> Task to complete
Count up the lines in the following listing that hold the word "components", then give only that count.

> Supplied information
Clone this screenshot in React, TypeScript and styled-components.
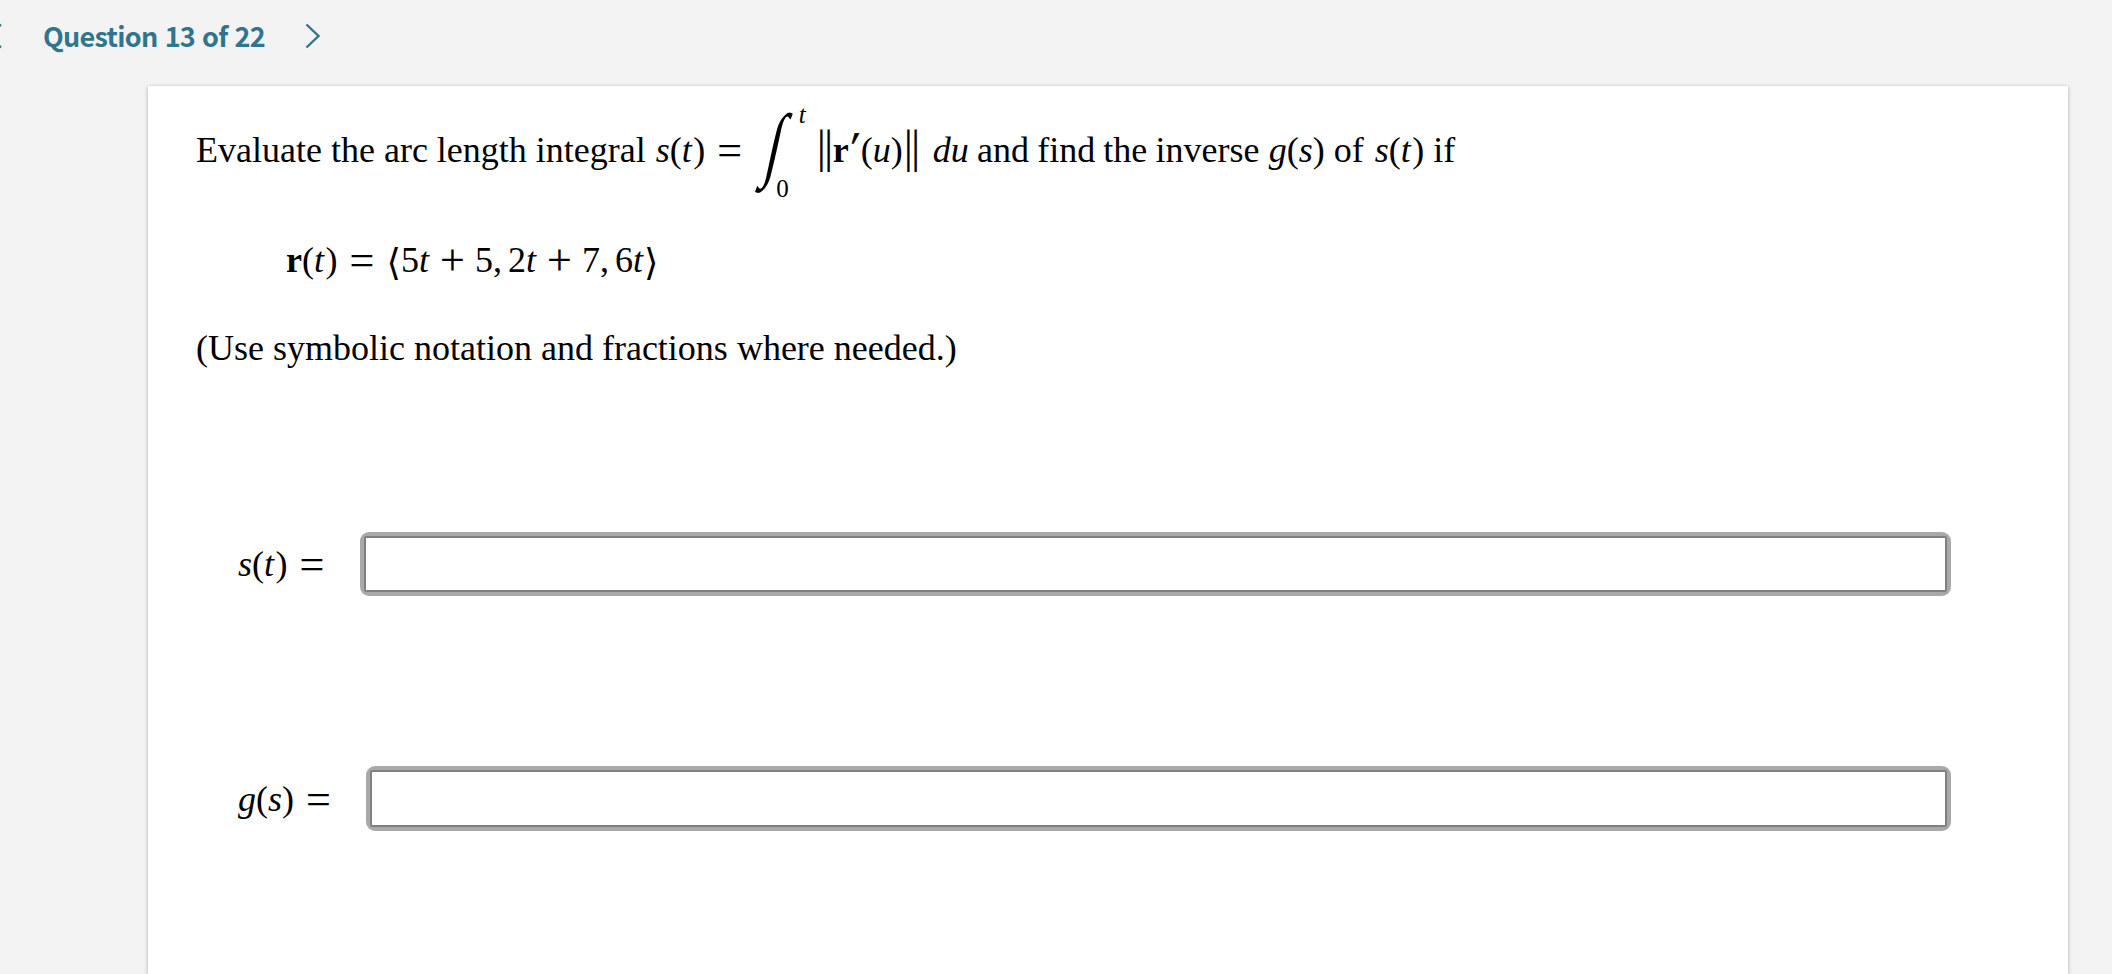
import { useState } from 'react';
import styled, { createGlobalStyle } from 'styled-components';

const GlobalStyle = createGlobalStyle`
  body {
    margin: 0;
    background: #f3f3f3;
    overflow: hidden;
  }
`;

const Page = styled.div`
  display: flex;
  flex-direction: column;
  height: 974px;
  overflow: hidden;
  background: #f3f3f3;
`;

const QuestionNav = styled.nav`
  display: flex;
  align-items: center;
  flex: none;
  height: 72px;
  margin-bottom: 14px;
  color: #2f758e;
`;

const NavButton = styled.button<{ $prev?: boolean }>`
  display: flex;
  padding: 0;
  border: 0;
  background: none;
  color: inherit;
  margin-left: ${({ $prev }) => ($prev ? '-14px' : '40px')};
`;

const QuestionLabel = styled.span`
  margin-left: 41px;
  width: 222px;
  font: 700 27px/38px 'Noto Sans CJK SC', sans-serif;
  letter-spacing: -0.7px;
  word-spacing: 1.6px;
  white-space: nowrap;
`;

const Card = styled.main`
  flex: 1;
  box-sizing: border-box;
  margin: 0 44px 0 148px;
  padding: 26px 117px 0 48px;
  background: #fff;
  box-shadow: 0 1px 4px rgba(0, 0, 0, 0.3);
  font-family: 'Liberation Serif', serif;
  font-size: 36px;
  color: #000;
`;

const Line = styled.div<{ $height: number; $top?: number; $indent?: number }>`
  height: ${({ $height }) => $height}px;
  line-height: ${({ $height }) => $height}px;
  margin-top: ${({ $top }) => $top ?? 0}px;
  padding-left: ${({ $indent }) => $indent ?? 0}px;
  white-space: nowrap;
`;

const Operator = styled.span<{ $binary?: boolean }>`
  display: inline-block;
  width: 24px;
  margin: ${({ $binary }) => ($binary ? '0 11px' : '0 13px 0 12px')};
  font-size: 44px;
  line-height: 0;
  vertical-align: -3px;
  -webkit-text-stroke: 0.15px #000;
`;

const Angle = styled.span`
  font-family: 'DejaVu Sans', sans-serif;
  font-size: 37px;
  line-height: 0;
  vertical-align: -3px;
`;

const IntegralSign = styled.span`
  display: inline-block;
  width: 36px;
  margin-left: 1px;
  font-size: 82px;
  line-height: 0;
  text-indent: 11px;
  vertical-align: -9px;
  transform: skewX(-12.5deg) scaleX(0.66);
`;

const Limit = styled.span<{ $shift: number; $left: number }>`
  font-size: 25px;
  line-height: 0;
  vertical-align: ${({ $shift }) => $shift}px;
  margin-left: ${({ $left }) => $left}px;
`;

const Bars = styled.span`
  display: inline-block;
  width: 16px;
  font-size: 46px;
  letter-spacing: -1.9px;
  line-height: 0;
`;

const Prime = styled.span`
  display: inline-block;
  width: 12px;
  font-size: 44px;
  line-height: 0;
  transform: skewX(-10deg);
  -webkit-text-stroke: 0.5px #000;
`;

const Gap = styled.span<{ $w: number }>`
  display: inline-block;
  width: ${({ $w }) => $w}px;
`;

const Prose = styled.span`
  word-spacing: -0.8px;
`;

const FnName = styled.i`
  margin-left: 1px;
`;

const VarT = styled.i`
  margin-right: 1.5px;
`;

const AnswerRow = styled.label<{ $top: number; $height: number }>`
  display: flex;
  align-items: center;
  height: ${({ $height }) => $height}px;
  margin-top: ${({ $top }) => $top}px;
  padding-left: 41px;
`;

const AnswerLabel = styled.span<{ $width: number }>`
  flex: none;
  width: ${({ $width }) => $width}px;
  white-space: nowrap;
`;

const InputFrame = styled.span`
  display: flex;
  flex: 1;
  align-self: stretch;
  padding: 4px;
  border-radius: 9px;
  background: #a9a9a9;
`;

const AnswerInput = styled.input`
  flex: 1;
  box-sizing: border-box;
  min-width: 0;
  padding: 0 12px;
  border: 2px solid #808080;
  border-radius: 2px;
  background: #fff;
  font: inherit;
  line-height: 1;
  outline: none;
`;

function Chevron({ left }: { left?: boolean }) {
  return (
    <svg width="16" height="26" viewBox="0 0 16 26" fill="none" stroke="currentColor" strokeWidth="2.4">
      <path d={left ? 'M15 1.5 3 13l12 11.5' : 'M1.5 1.5 13.5 13 1.5 24.5'} />
    </svg>
  );
}

function Fn({ name, arg }: { name: string; arg: string }) {
  return (
    <>
      <FnName>{name}</FnName>({arg === 't' ? <VarT>t</VarT> : <i>{arg}</i>})
    </>
  );
}

export default function App() {
  const [answers, setAnswers] = useState({ s: '', g: '' });

  return (
    <Page>
      <GlobalStyle />
      <QuestionNav>
        <NavButton $prev aria-label="Previous">
          <Chevron left />
        </NavButton>
        <QuestionLabel>Question 13 of 22</QuestionLabel>
        <NavButton aria-label="Next">
          <Chevron />
        </NavButton>
      </QuestionNav>

      <Card>
        <Line $height={76}>
          Evaluate the arc length integral <Fn name="s" arg="t" />
          <Operator>=</Operator>
          <IntegralSign>∫</IntegralSign>
          <Limit $shift={-35} $left={-15}>0</Limit>
          <Limit as="i" $shift={39} $left={10}>t</Limit>
          <Gap $w={11} />
          <Bars>||</Bars>
          <b>r</b>
          <Prime>′</Prime>(<i>u</i>)<Gap $w={1} />
          <Bars>||</Bars>
          <Gap $w={13} />
          <i>du</i>
          <Prose> and find the inverse </Prose>
          <Fn name="g" arg="s" /> of <Gap $w={1} />
          <Fn name="s" arg="t" /> if
        </Line>
        <Line $height={60} $top={42} $indent={90}>
          <b>r</b>(<VarT>t</VarT>)<Operator>=</Operator>
          <Angle>⟨</Angle>5<i>t</i>
          <Operator $binary>+</Operator>5,<Gap $w={6} />2<i>t</i>
          <Operator $binary>+</Operator>7,<Gap $w={6} />6<i>t</i>
          <Gap $w={1} />
          <Angle>⟩</Angle>
        </Line>
        <Line $height={40} $top={38}>(Use symbolic notation and fractions where needed.)</Line>

        <AnswerRow $top={164} $height={64}>
          <AnswerLabel $width={123}>
            <Fn name="s" arg="t" />
            <Operator>=</Operator>
          </AnswerLabel>
          <InputFrame>
            <AnswerInput value={answers.s} onChange={(e) => setAnswers({ ...answers, s: e.target.value })} />
          </InputFrame>
        </AnswerRow>
        <AnswerRow $top={170} $height={65}>
          <AnswerLabel $width={129}>
            <Fn name="g" arg="s" />
            <Operator>=</Operator>
          </AnswerLabel>
          <InputFrame>
            <AnswerInput value={answers.g} onChange={(e) => setAnswers({ ...answers, g: e.target.value })} />
          </InputFrame>
        </AnswerRow>
      </Card>
    </Page>
  );
}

> Answer to the problem
2